3) Cover and turn the slow cooker on low for 2 1/2 hours.
4) Next, unplug the slow cooker. Leave the lid on and let sit for 3 more hours.
But what if you have to leave the house and can’t be back to turn it off after the alloted time? If you have a fancy schmancy slow cooker that you can program to turn off after 2 1/2 hours, you’re set. But if you have one like mine that can’t be set for 2 1/2 hours or that automatically goes to warm when time’s up, do not despair!
Optional steps 3) & 4) Plug your slow cooker into a plug-in lamp/appliance timer. Following the directions for your particular model, set it to turn off after 2 1/2 hours. Set your kitchen timer for 5 1/2 hours. Easy!
Now it’s time to add the yogurt culture. Before you do I would suggest you check the temperature of the milk. If it is above 120 degrees, it will kill your starter and you’ll just get sour milk for your trouble. I’ve never had it be over 120 degrees, but better safe than sorry!
5) Whisk a couple ladles full of milk with 1/2 cup live/active culture yogurt, either store-bought or homemade.
Don’t skimp here. The better the original culture, the better your yogurt will be.
6) Pour the milk/yogurt mixture into the slow-cooker. Stir to combine.
7) Put the lid back on the slow cooker and wrap a heavy bath towel all around it for insulation.
8) Let it sit for 8 hours.
Here’s what you should find at the end of 8 hours. Seriously, it’s like magic! The yogurt will be a bit thinner in texture than the stuff you buy at the store.
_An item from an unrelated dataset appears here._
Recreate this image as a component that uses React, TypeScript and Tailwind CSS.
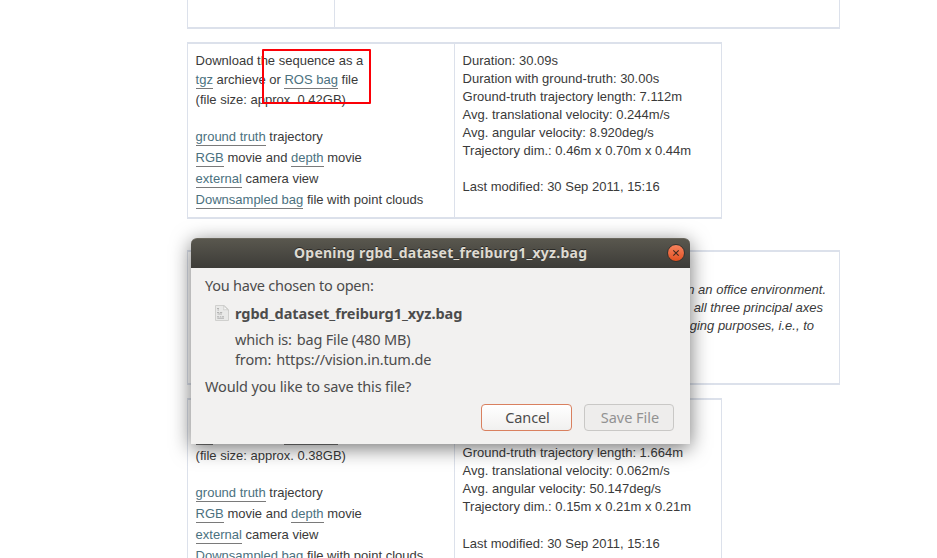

You can eat the yogurt as it is, or if you prefer your yogurt thicker or greek style you can put the yogurt in a coffee filter lined strainer over a bowl, cover, and put it in the fridge for a few hours.
Update: Be sure to save the liquid strained from the yogurt, you can use it in place of milk or buttermilk in baking. I used it to make pancakes the other day and my boys declared them the best pancakes ever.
Viola! Thick, creamy homemade yogurt!
I like to sweeten my yogurt with homemade jam, honey, or maple syrup. I used some blueberry nectarine freezer jam here. MMmmmm. You could also add whole fruit or fruit puree as well. One caveat, this yogurt will re-liquify if you blend it in a blender so I would recommend pureeing the fruit separately then stirring it into the yogurt.